What you will do: Output every line of the material exactly, omitting images.
----
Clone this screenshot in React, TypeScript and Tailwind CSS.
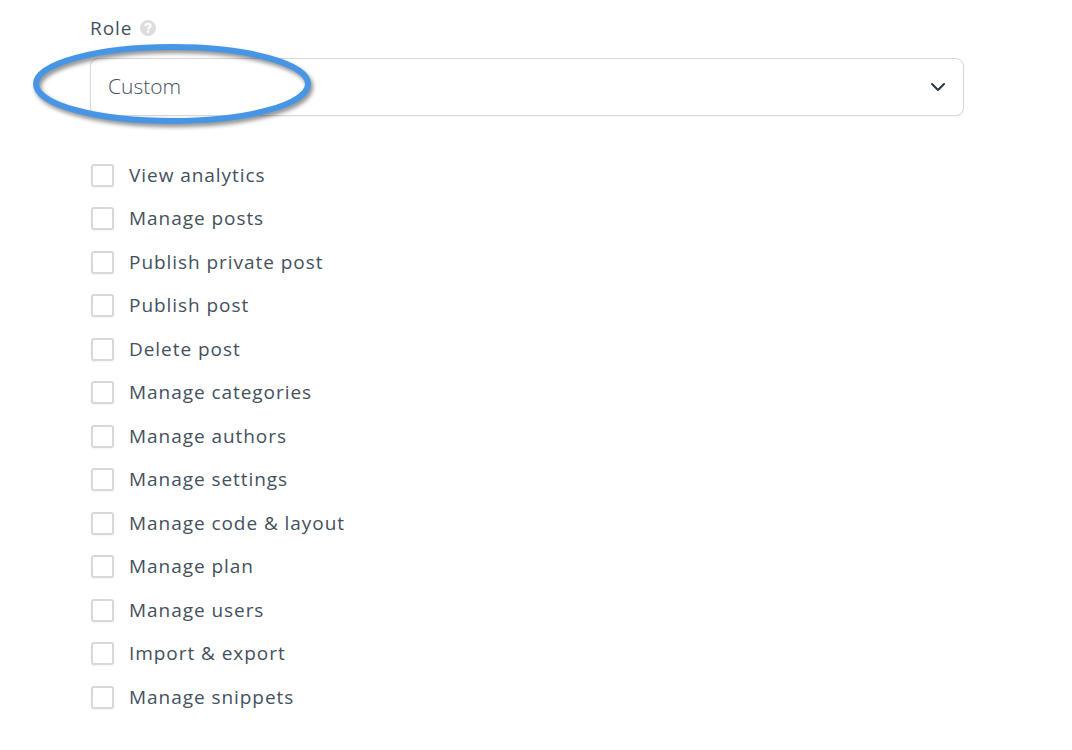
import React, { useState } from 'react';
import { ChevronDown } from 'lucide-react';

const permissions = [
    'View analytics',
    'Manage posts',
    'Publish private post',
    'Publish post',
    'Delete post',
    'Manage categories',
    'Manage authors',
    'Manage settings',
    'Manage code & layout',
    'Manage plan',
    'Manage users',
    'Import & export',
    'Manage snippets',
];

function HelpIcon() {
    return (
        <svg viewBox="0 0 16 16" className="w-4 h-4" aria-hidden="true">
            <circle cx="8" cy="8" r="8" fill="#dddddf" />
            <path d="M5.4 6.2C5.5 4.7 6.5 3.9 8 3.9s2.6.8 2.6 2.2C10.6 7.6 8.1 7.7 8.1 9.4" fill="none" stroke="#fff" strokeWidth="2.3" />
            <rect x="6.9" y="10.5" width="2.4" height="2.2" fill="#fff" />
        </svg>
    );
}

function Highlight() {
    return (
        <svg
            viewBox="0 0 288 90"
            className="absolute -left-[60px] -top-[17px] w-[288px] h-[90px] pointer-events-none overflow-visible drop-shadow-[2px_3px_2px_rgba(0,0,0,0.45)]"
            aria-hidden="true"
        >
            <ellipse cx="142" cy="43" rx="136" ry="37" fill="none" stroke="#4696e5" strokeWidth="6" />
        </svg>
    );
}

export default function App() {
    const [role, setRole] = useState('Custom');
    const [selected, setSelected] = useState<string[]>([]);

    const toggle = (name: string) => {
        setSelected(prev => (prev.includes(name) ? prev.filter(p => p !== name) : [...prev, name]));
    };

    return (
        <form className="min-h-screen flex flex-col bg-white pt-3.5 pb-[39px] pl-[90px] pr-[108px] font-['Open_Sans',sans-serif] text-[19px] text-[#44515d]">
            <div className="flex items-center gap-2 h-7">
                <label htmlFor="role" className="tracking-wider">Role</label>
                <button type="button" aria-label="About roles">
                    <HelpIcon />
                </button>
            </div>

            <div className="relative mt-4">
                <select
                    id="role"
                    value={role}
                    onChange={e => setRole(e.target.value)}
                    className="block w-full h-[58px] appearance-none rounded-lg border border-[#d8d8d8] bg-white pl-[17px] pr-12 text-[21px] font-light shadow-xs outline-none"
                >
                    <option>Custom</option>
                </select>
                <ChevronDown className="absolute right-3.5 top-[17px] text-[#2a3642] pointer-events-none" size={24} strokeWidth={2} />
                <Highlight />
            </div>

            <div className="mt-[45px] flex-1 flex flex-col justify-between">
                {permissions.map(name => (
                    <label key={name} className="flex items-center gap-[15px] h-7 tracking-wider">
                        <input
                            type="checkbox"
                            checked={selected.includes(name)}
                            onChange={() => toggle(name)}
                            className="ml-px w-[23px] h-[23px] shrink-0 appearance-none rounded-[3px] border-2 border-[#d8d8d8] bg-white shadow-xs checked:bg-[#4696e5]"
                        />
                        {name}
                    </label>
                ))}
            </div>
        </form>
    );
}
----
Task response:
Clone this screenshot in React, TypeScript and Tailwind CSS.
import React, { useState } from 'react';
import { ChevronDown } from 'lucide-react';

const permissions = [
    'View analytics',
    'Manage posts',
    'Publish private post',
    'Publish post',
    'Delete post',
    'Manage categories',
    'Manage authors',
    'Manage settings',
    'Manage code & layout',
    'Manage plan',
    'Manage users',
    'Import & export',
    'Manage snippets',
];

function HelpIcon() {
    return (
        <svg viewBox="0 0 16 16" className="w-4 h-4" aria-hidden="true">
            <circle cx="8" cy="8" r="8" fill="#dddddf" />
            <path d="M5.4 6.2C5.5 4.7 6.5 3.9 8 3.9s2.6.8 2.6 2.2C10.6 7.6 8.1 7.7 8.1 9.4" fill="none" stroke="#fff" strokeWidth="2.3" />
            <rect x="6.9" y="10.5" width="2.4" height="2.2" fill="#fff" />
        </svg>
    );
}

function Highlight() {
    return (
        <svg
            viewBox="0 0 288 90"
            className="absolute -left-[60px] -top-[17px] w-[288px] h-[90px] pointer-events-none overflow-visible drop-shadow-[2px_3px_2px_rgba(0,0,0,0.45)]"
            aria-hidden="true"
        >
            <ellipse cx="142" cy="43" rx="136" ry="37" fill="none" stroke="#4696e5" strokeWidth="6" />
        </svg>
    );
}

export default function App() {
    const [role, setRole] = useState('Custom');
    const [selected, setSelected] = useState<string[]>([]);

    const toggle = (name: string) => {
        setSelected(prev => (prev.includes(name) ? prev.filter(p => p !== name) : [...prev, name]));
    };

    return (
        <form className="min-h-screen flex flex-col bg-white pt-3.5 pb-[39px] pl-[90px] pr-[108px] font-['Open_Sans',sans-serif] text-[19px] text-[#44515d]">
            <div className="flex items-center gap-2 h-7">
                <label htmlFor="role" className="tracking-wider">Role</label>
                <button type="button" aria-label="About roles">
                    <HelpIcon />
                </button>
            </div>

            <div className="relative mt-4">
                <select
                    id="role"
                    value={role}
                    onChange={e => setRole(e.target.value)}
                    className="block w-full h-[58px] appearance-none rounded-lg border border-[#d8d8d8] bg-white pl-[17px] pr-12 text-[21px] font-light shadow-xs outline-none"
                >
                    <option>Custom</option>
                </select>
                <ChevronDown className="absolute right-3.5 top-[17px] text-[#2a3642] pointer-events-none" size={24} strokeWidth={2} />
                <Highlight />
            </div>

            <div className="mt-[45px] flex-1 flex flex-col justify-between">
                {permissions.map(name => (
                    <label key={name} className="flex items-center gap-[15px] h-7 tracking-wider">
                        <input
                            type="checkbox"
                            checked={selected.includes(name)}
                            onChange={() => toggle(name)}
                            className="ml-px w-[23px] h-[23px] shrink-0 appearance-none rounded-[3px] border-2 border-[#d8d8d8] bg-white shadow-xs checked:bg-[#4696e5]"
                        />
                        {name}
                    </label>
                ))}
            </div>
        </form>
    );
}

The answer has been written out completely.